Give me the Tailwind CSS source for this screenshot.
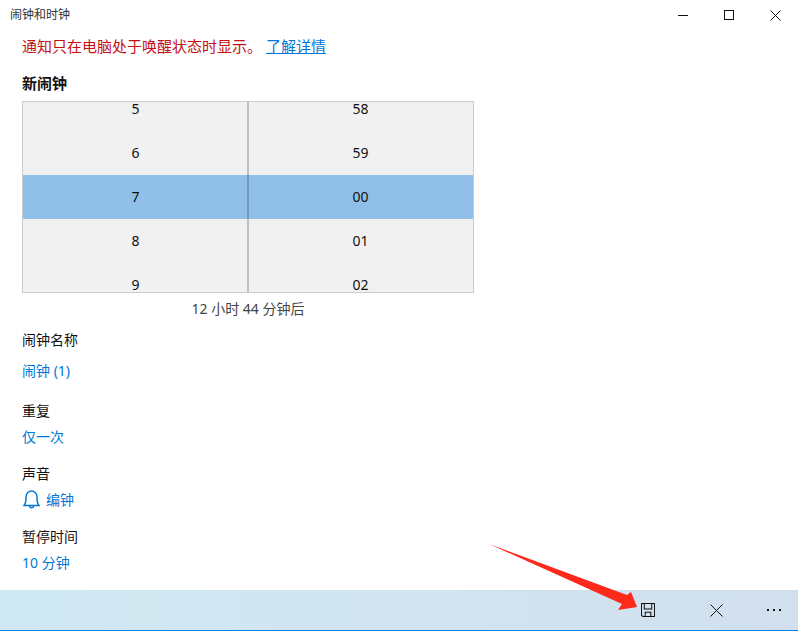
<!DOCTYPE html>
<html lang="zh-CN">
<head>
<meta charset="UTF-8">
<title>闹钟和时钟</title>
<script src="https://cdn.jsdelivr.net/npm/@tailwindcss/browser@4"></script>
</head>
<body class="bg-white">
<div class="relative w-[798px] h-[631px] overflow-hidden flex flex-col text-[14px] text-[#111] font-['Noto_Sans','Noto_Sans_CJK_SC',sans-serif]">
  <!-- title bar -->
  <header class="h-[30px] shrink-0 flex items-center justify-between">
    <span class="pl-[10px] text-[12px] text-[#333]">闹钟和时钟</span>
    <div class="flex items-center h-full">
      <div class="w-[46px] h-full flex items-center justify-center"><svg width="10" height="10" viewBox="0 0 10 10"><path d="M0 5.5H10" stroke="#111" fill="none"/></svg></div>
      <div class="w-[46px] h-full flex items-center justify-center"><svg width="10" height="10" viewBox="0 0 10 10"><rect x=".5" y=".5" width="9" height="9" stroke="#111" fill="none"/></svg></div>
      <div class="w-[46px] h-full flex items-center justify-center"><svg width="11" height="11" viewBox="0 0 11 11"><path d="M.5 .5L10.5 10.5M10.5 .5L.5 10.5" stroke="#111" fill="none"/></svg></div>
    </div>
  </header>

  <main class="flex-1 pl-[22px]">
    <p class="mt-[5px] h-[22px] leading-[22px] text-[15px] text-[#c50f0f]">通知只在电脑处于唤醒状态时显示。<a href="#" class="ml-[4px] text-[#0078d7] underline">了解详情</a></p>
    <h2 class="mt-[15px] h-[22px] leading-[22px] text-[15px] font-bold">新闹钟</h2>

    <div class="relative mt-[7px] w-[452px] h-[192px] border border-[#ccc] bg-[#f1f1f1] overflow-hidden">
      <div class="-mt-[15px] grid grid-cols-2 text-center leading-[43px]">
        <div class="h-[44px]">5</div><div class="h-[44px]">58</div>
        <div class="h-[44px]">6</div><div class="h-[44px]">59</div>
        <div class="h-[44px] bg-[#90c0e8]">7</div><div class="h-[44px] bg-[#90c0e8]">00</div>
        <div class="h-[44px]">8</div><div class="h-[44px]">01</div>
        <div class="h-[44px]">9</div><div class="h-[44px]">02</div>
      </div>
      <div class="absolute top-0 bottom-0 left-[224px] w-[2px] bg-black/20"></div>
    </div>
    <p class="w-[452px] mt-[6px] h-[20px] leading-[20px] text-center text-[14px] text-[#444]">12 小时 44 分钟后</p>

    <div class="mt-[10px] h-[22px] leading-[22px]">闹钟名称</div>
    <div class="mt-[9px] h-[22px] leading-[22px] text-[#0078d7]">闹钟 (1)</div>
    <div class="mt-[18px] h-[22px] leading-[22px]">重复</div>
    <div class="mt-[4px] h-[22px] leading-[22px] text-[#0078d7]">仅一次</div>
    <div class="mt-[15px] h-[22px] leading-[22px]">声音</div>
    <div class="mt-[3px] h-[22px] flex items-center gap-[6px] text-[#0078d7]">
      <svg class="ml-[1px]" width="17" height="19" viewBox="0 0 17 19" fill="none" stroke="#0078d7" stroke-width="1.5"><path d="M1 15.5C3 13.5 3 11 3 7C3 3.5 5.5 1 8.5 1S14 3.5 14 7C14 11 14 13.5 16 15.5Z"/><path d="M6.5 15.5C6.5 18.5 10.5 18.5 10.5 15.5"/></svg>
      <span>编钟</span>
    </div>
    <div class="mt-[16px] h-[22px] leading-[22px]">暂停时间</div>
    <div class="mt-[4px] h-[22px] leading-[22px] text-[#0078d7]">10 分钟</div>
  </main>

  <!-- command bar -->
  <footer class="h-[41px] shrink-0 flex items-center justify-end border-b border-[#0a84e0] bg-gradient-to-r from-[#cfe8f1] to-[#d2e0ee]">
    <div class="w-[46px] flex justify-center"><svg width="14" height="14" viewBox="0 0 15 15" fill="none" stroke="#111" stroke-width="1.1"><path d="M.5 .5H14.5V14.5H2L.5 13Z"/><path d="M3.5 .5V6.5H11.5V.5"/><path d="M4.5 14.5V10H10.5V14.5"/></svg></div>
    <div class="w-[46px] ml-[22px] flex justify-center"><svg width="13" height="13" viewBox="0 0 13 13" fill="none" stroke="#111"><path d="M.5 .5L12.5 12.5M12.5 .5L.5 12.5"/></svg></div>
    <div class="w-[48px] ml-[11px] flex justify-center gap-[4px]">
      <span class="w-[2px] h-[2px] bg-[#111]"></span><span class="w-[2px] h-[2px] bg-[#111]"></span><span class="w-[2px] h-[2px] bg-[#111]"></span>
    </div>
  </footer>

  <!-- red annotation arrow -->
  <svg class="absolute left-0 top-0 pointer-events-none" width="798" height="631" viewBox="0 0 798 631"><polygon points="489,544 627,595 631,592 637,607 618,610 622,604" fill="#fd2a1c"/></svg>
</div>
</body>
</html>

= = =

EXERCISE PROMPT>
Print the whole listing above once more, word for word, without its pictures.

WRITTEN RESPONSE>
Give me the Tailwind CSS source for this screenshot.
<!DOCTYPE html>
<html lang="zh-CN">
<head>
<meta charset="UTF-8">
<title>闹钟和时钟</title>
<script src="https://cdn.jsdelivr.net/npm/@tailwindcss/browser@4"></script>
</head>
<body class="bg-white">
<div class="relative w-[798px] h-[631px] overflow-hidden flex flex-col text-[14px] text-[#111] font-['Noto_Sans','Noto_Sans_CJK_SC',sans-serif]">
  <!-- title bar -->
  <header class="h-[30px] shrink-0 flex items-center justify-between">
    <span class="pl-[10px] text-[12px] text-[#333]">闹钟和时钟</span>
    <div class="flex items-center h-full">
      <div class="w-[46px] h-full flex items-center justify-center"><svg width="10" height="10" viewBox="0 0 10 10"><path d="M0 5.5H10" stroke="#111" fill="none"/></svg></div>
      <div class="w-[46px] h-full flex items-center justify-center"><svg width="10" height="10" viewBox="0 0 10 10"><rect x=".5" y=".5" width="9" height="9" stroke="#111" fill="none"/></svg></div>
      <div class="w-[46px] h-full flex items-center justify-center"><svg width="11" height="11" viewBox="0 0 11 11"><path d="M.5 .5L10.5 10.5M10.5 .5L.5 10.5" stroke="#111" fill="none"/></svg></div>
    </div>
  </header>

  <main class="flex-1 pl-[22px]">
    <p class="mt-[5px] h-[22px] leading-[22px] text-[15px] text-[#c50f0f]">通知只在电脑处于唤醒状态时显示。<a href="#" class="ml-[4px] text-[#0078d7] underline">了解详情</a></p>
    <h2 class="mt-[15px] h-[22px] leading-[22px] text-[15px] font-bold">新闹钟</h2>

    <div class="relative mt-[7px] w-[452px] h-[192px] border border-[#ccc] bg-[#f1f1f1] overflow-hidden">
      <div class="-mt-[15px] grid grid-cols-2 text-center leading-[43px]">
        <div class="h-[44px]">5</div><div class="h-[44px]">58</div>
        <div class="h-[44px]">6</div><div class="h-[44px]">59</div>
        <div class="h-[44px] bg-[#90c0e8]">7</div><div class="h-[44px] bg-[#90c0e8]">00</div>
        <div class="h-[44px]">8</div><div class="h-[44px]">01</div>
        <div class="h-[44px]">9</div><div class="h-[44px]">02</div>
      </div>
      <div class="absolute top-0 bottom-0 left-[224px] w-[2px] bg-black/20"></div>
    </div>
    <p class="w-[452px] mt-[6px] h-[20px] leading-[20px] text-center text-[14px] text-[#444]">12 小时 44 分钟后</p>

    <div class="mt-[10px] h-[22px] leading-[22px]">闹钟名称</div>
    <div class="mt-[9px] h-[22px] leading-[22px] text-[#0078d7]">闹钟 (1)</div>
    <div class="mt-[18px] h-[22px] leading-[22px]">重复</div>
    <div class="mt-[4px] h-[22px] leading-[22px] text-[#0078d7]">仅一次</div>
    <div class="mt-[15px] h-[22px] leading-[22px]">声音</div>
    <div class="mt-[3px] h-[22px] flex items-center gap-[6px] text-[#0078d7]">
      <svg class="ml-[1px]" width="17" height="19" viewBox="0 0 17 19" fill="none" stroke="#0078d7" stroke-width="1.5"><path d="M1 15.5C3 13.5 3 11 3 7C3 3.5 5.5 1 8.5 1S14 3.5 14 7C14 11 14 13.5 16 15.5Z"/><path d="M6.5 15.5C6.5 18.5 10.5 18.5 10.5 15.5"/></svg>
      <span>编钟</span>
    </div>
    <div class="mt-[16px] h-[22px] leading-[22px]">暂停时间</div>
    <div class="mt-[4px] h-[22px] leading-[22px] text-[#0078d7]">10 分钟</div>
  </main>

  <!-- command bar -->
  <footer class="h-[41px] shrink-0 flex items-center justify-end border-b border-[#0a84e0] bg-gradient-to-r from-[#cfe8f1] to-[#d2e0ee]">
    <div class="w-[46px] flex justify-center"><svg width="14" height="14" viewBox="0 0 15 15" fill="none" stroke="#111" stroke-width="1.1"><path d="M.5 .5H14.5V14.5H2L.5 13Z"/><path d="M3.5 .5V6.5H11.5V.5"/><path d="M4.5 14.5V10H10.5V14.5"/></svg></div>
    <div class="w-[46px] ml-[22px] flex justify-center"><svg width="13" height="13" viewBox="0 0 13 13" fill="none" stroke="#111"><path d="M.5 .5L12.5 12.5M12.5 .5L.5 12.5"/></svg></div>
    <div class="w-[48px] ml-[11px] flex justify-center gap-[4px]">
      <span class="w-[2px] h-[2px] bg-[#111]"></span><span class="w-[2px] h-[2px] bg-[#111]"></span><span class="w-[2px] h-[2px] bg-[#111]"></span>
    </div>
  </footer>

  <!-- red annotation arrow -->
  <svg class="absolute left-0 top-0 pointer-events-none" width="798" height="631" viewBox="0 0 798 631"><polygon points="489,544 627,595 631,592 637,607 618,610 622,604" fill="#fd2a1c"/></svg>
</div>
</body>
</html>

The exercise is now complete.